Tilly studied the U.S. retail industry and compared it to the same sector in five Western European countries and Mexico, alongside co-author Françoise Carré, research director at the Center for Social Policy at the University of Massachusetts, Boston.

The authors determined what institutional settings make a difference in job quality and how retailers, by country, manage for better jobs. They found more job productivity, more regular work hours and higher pay in wealthier parts of Western Europe – such as France and Germany – than in the U.S., in retail jobs.

According to Tilly and Carré, the differences in social norm – such as work schedules – and the role of institutions and regulations – such as setting higher wages – led to relatively better job quality in these countries compared to the U.S.

“Improving retail jobs does not necessarily mean turning them into unambiguously good jobs; retail jobs in our comparison countries are not terrific, but they are better in significant ways,” the authors reported.
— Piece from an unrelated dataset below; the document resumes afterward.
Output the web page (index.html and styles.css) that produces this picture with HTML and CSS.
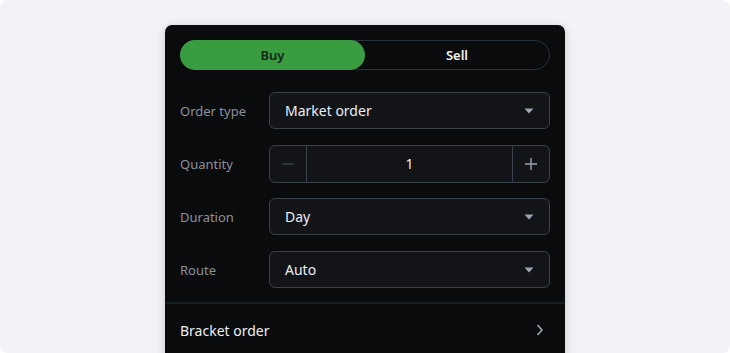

Tilly and Carré also emphasize that the U.S. can determine whether service jobs in retail will be bad or good. They assert that improving retail jobs in the aspects of laws, labor relations and managerial approaches will also spell good news for low-wage industries.

“Wal-Mart is not the exception to the influence of societal effects around the world, but rather demonstrates that influence. Even Wal-Mart provides better jobs where rules are better.”

Tilly said that there is plenty of room for the retail industry to improve, especially when compared to the same jobs outside of the U.S.

“It is worth emphasizing here that the evidence is strong that employment in stores is here to stay for a long time to come, in spite of recent predictions of the imminent displacement of store-based retail by online sales,” the authors noted.

Top global retailers

Despite the rates of low wages and declining jobs, American and European companies dominate the world’s largest publicly traded retailers. These include:

  • Wal-Mart Stores, Inc. – the world’s largest brick-and-mortar retailer, operating 11,453 store locations in 27 countries. About $228 billion of its 2015 revenue – nearly 60 percent of the total – is attributed to operations in the U.S.
  • Amazon.com, Inc. – the world’s top online retailer, operating 14 country-specific retail websites and ships products to customers worldwide. About 62 percent of Amazon.com sales take place outside the U.S. As of December 2015, Amazon.com has a market capitalization of $314 billion.
  • The Home Depot, Inc. – the world’s biggest home-improvement retailer, operating 2,273 stores in total, including 1,977 in the U.S. and the remainder in Canada and Mexico. The company has a market capitalization of just over $170 billion as of December 2015.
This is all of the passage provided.